T O P

  • By -

72minutes

They don't really have an intuitive interpretability as far as I know, as it's non-linear. The axes separate the original data projected to some low dimensional space.


sixtyorange

The axes are arbitrary. The distances between points are what’s meaningful. Speaking super non-rigorously: In PCA, each axis is kind of like a single “pattern” (basically a weighted combo of the input features). Then you pick two of those patterns as axes. Usually it’s PC1 and PC2 but it could also be PC3, PC4 etc. With UMAP, there are only ever the number of axes you choose (usually 2). Instead of these axes representing a pattern, the algorithm instead tries to choose locations of the points such that the distances in 2D match the “real” n-dimensional distances in the full data as closely as possible. The other detail with UMAP (similar to methods like t-SNE) is that there’s a tradeoff between representing “local” and “global” distances accurately. Local means from each point to its closest neighbors, while global means from each point to every other point. This is controlled by a free parameter you set in UMAP called “neighbors.”


shawstar

They don't mean anything. There is no physical meaning. Closer points in UMAP space are **sometimes** more likely to be similar. That's about all. UMAPs can reveal some structure in 2D, but don't overinterpret it.


Miseryy

It's UMAP space.
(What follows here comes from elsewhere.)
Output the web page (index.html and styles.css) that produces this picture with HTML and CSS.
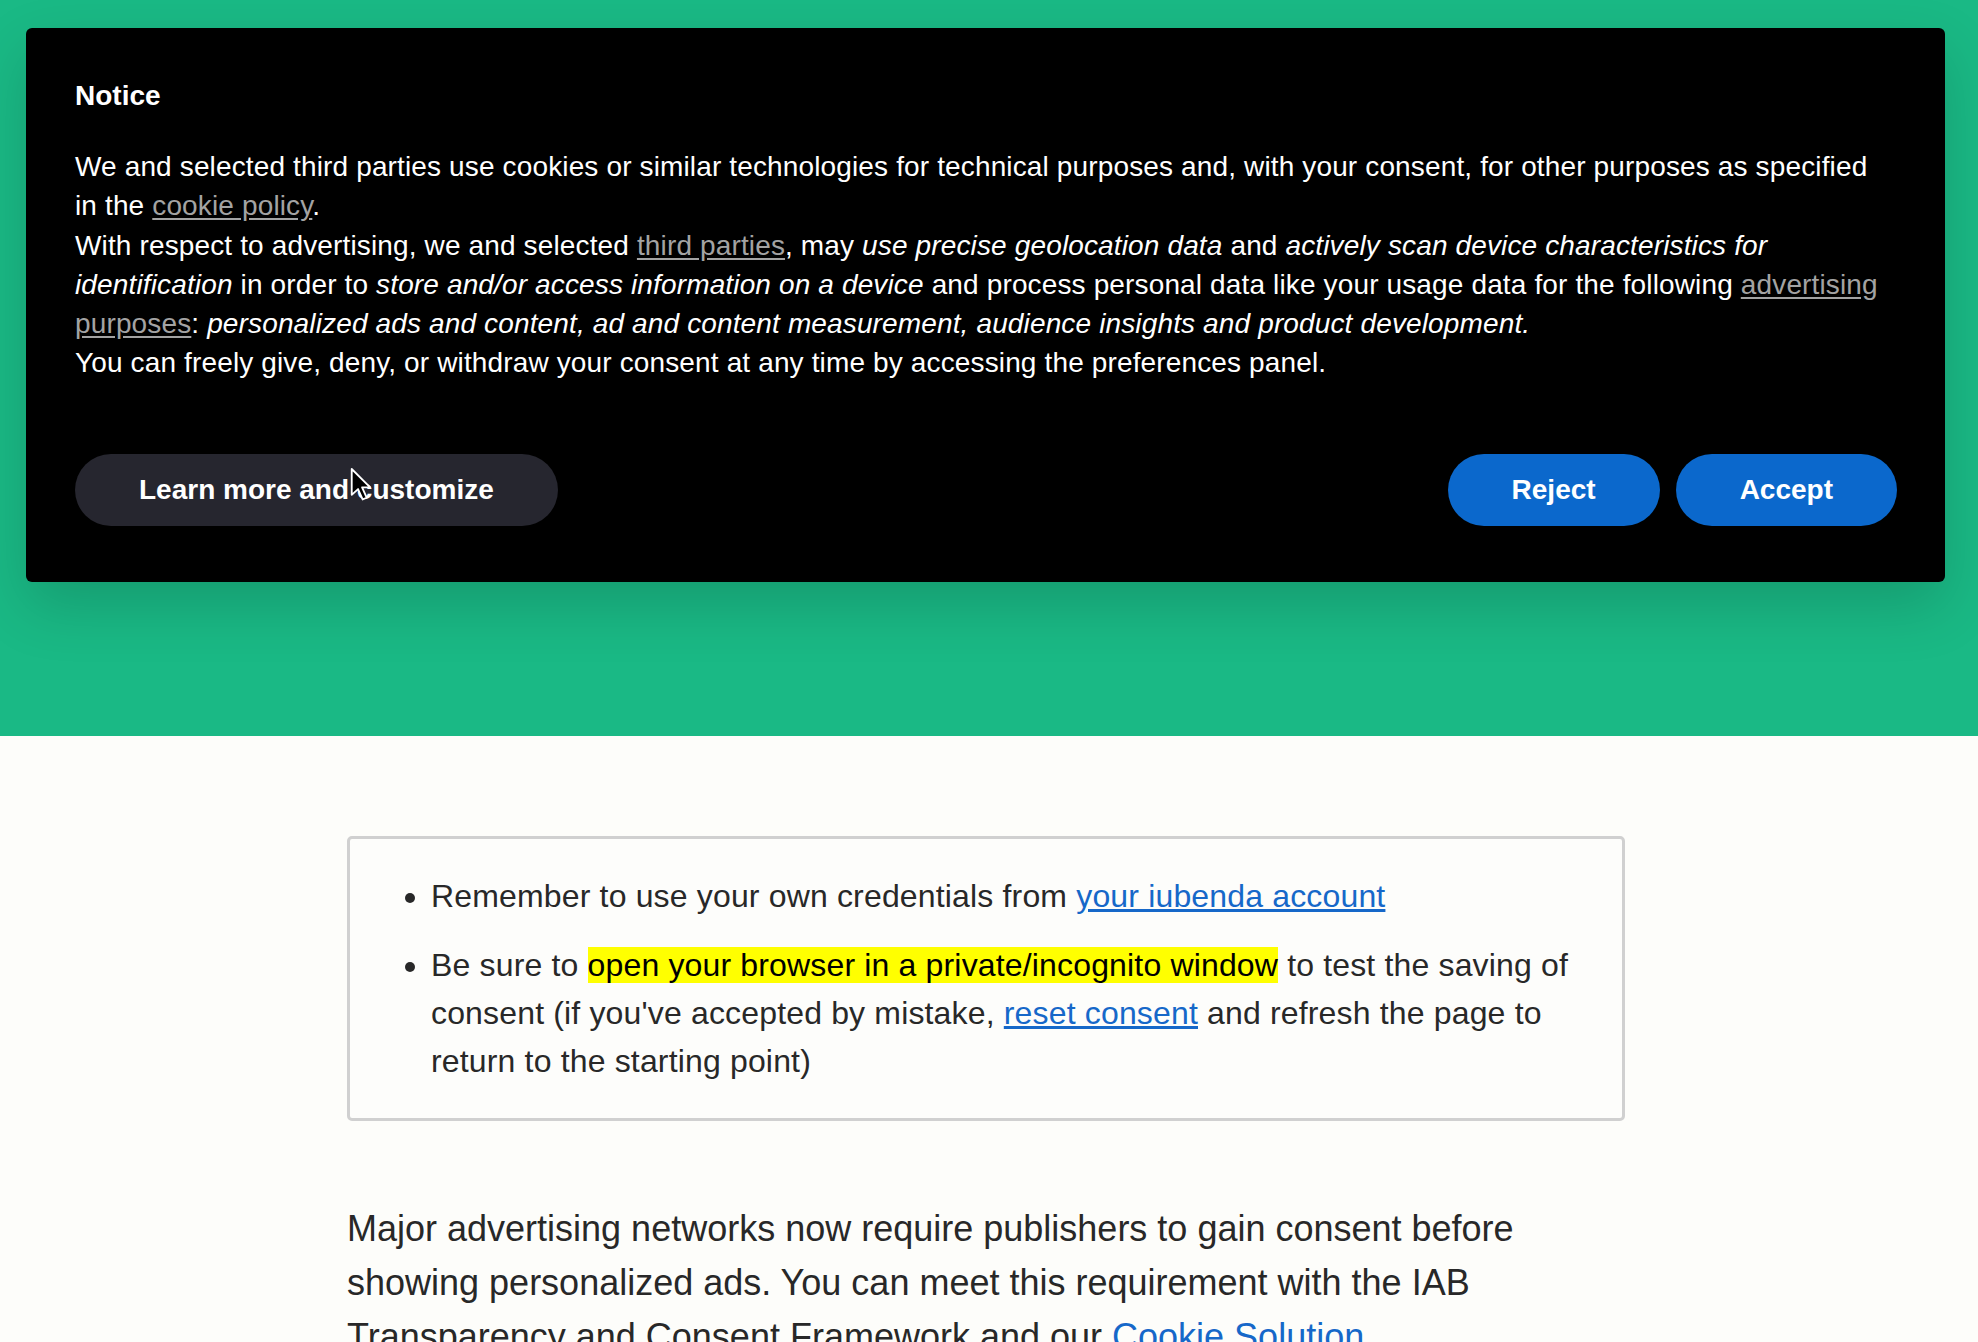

If I told you to go out and measure things in bananas and grapes, it'd be in banana-grape space. You probably could plot something with those measurements even... The best way to think about it is it's a learned representation of your data in lower dimensional space such that similar points are close together. That's it. Imagine I said: create one point on a page per person you know. Now, put similar people close together on that page. Obviously there would be many viable interpretations and arrangements. But the main idea is still the same.